** start of DATASET RECORDS **

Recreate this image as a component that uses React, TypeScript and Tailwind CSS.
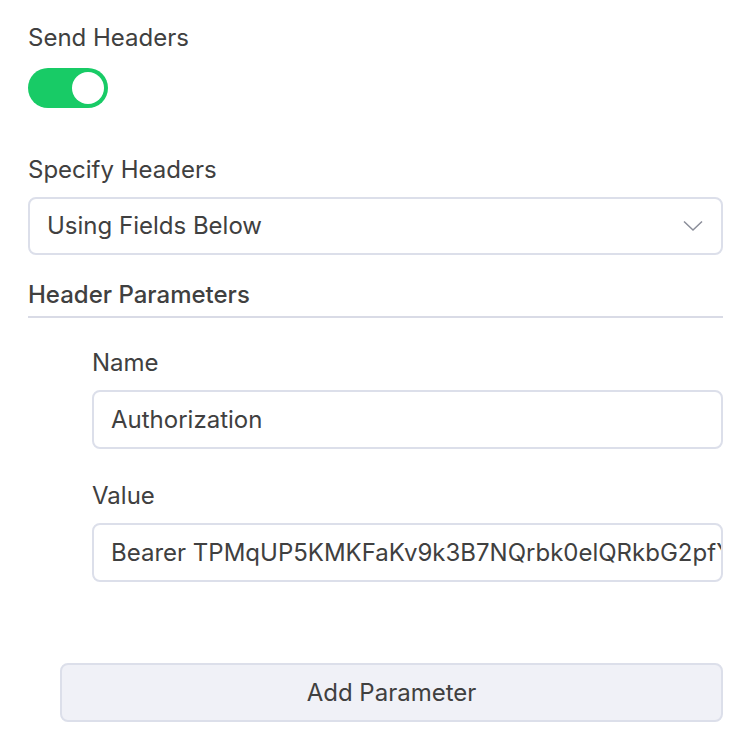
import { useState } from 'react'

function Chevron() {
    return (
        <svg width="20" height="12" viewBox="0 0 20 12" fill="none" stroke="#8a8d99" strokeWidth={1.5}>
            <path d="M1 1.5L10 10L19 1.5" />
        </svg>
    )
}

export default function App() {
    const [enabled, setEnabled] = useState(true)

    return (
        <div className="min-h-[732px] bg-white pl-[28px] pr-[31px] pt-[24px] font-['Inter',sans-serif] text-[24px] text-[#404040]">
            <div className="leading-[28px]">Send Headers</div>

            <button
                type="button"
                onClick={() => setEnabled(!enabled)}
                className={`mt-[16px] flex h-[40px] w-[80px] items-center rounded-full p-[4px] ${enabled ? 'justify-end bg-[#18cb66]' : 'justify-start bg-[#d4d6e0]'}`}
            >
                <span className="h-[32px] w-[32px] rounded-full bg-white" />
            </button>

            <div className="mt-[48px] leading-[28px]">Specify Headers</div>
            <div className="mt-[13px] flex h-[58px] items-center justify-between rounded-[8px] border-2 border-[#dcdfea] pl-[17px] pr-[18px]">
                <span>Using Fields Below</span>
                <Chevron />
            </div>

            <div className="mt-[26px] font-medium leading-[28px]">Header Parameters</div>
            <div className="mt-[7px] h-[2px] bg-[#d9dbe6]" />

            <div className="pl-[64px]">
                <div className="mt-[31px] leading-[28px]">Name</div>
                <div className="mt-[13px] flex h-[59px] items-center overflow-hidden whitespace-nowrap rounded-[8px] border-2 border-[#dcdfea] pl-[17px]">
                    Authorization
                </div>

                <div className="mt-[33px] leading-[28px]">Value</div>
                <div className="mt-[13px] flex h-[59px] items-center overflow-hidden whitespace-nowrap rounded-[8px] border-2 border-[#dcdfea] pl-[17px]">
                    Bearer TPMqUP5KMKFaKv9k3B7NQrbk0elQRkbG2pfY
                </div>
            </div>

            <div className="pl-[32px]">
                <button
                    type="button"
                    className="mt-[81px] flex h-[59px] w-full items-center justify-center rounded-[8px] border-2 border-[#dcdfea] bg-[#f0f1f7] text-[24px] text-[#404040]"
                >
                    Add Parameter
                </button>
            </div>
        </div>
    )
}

** end of DATASET RECORDS **
** start of DATASET RECORDS **

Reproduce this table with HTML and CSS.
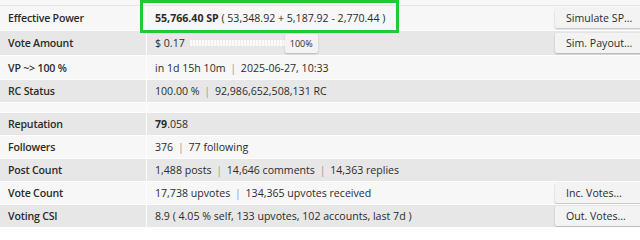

** end of DATASET RECORDS **

- [TO DO]: Locate the word "this" in the records and collect each line it appears in.

- [WRITTEN RESPONSE]:
Recreate this image as a component that uses React, TypeScript and Tailwind CSS.
Reproduce this table with HTML and CSS.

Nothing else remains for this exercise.